Main Article Content
Predicting School Dropout Using Machine Learning Models: A Case Study of Nyanza District, Rwanda
Abstract
This study investigates the application of machine learning models to predict school dropouts in Nyanza District, Rwanda, addressing the challenge of early identification of at-risk students. By adopting a classification-based approach, the research analyzes data from parents or guardians, school instructors, and teachers to pinpoint contributing factors such as socioeconomic conditions, academic performance, and family background. The research explores a range of machine learning models, including Logistic Regression, Decision Tree Classifier, Gradient Boosting Regression, Artificial Neural Networks (ANN), K-Nearest Neighbors (KNN), and Naive Bayes. These models are evaluated using metrics like accuracy, recall, precision, F1 score, and ROC-AUC, with an emphasis on balancing recall (identifying at- risk students) and precision.
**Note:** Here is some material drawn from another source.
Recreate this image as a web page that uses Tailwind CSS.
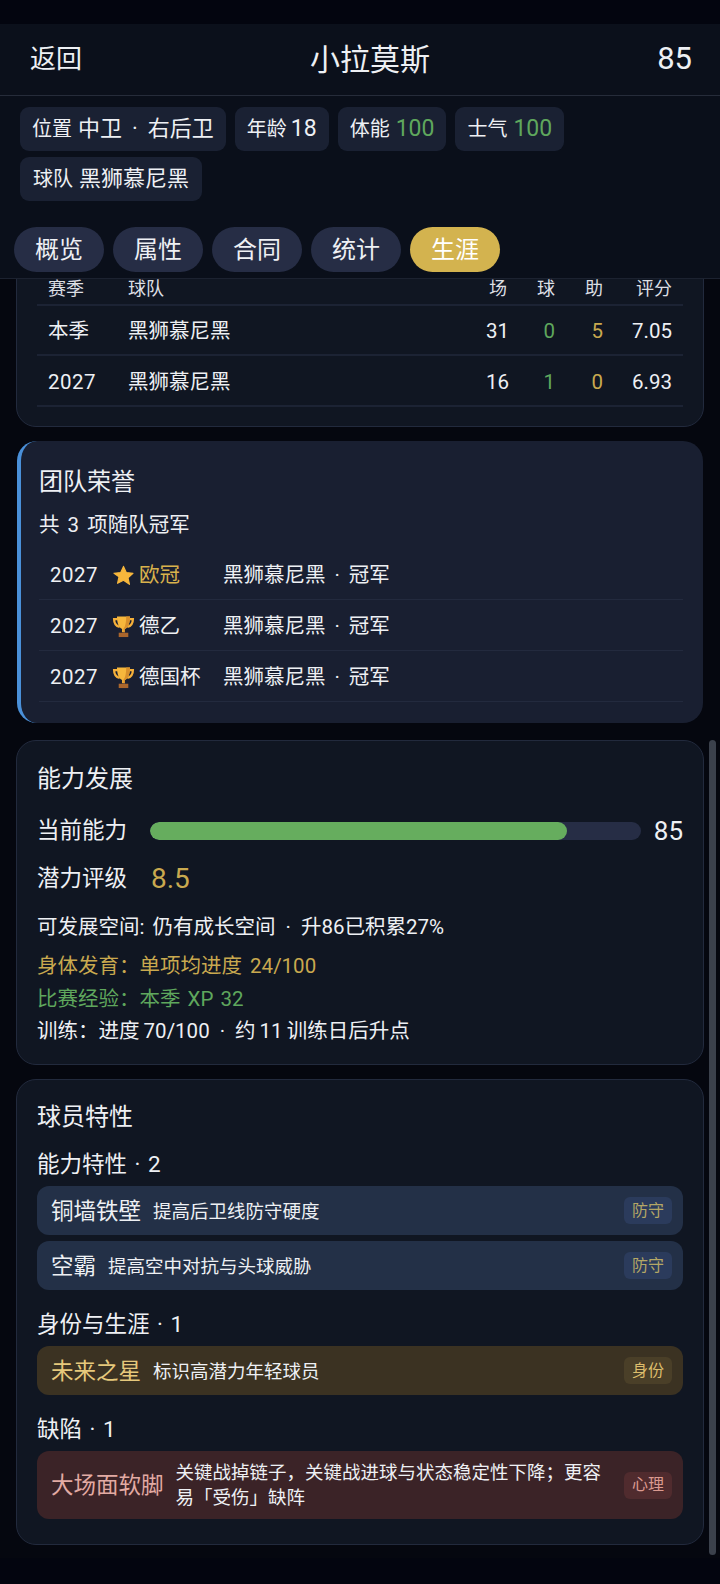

The study reveals that different models offer varying levels of performance. KNN achieves a notable accuracy of 0.72 and an exceptional recall of 0.91, successfully identifying 91% of at-risk students. Naive Bayes, however, is highlighted as the most well rounded model, balancing precision and recall effectively. This research fills the gap in predictive analytics for dropout prevention in Nyanza District and offers actionable insights for educators and policymakers to enhance student retention through targeted interventions.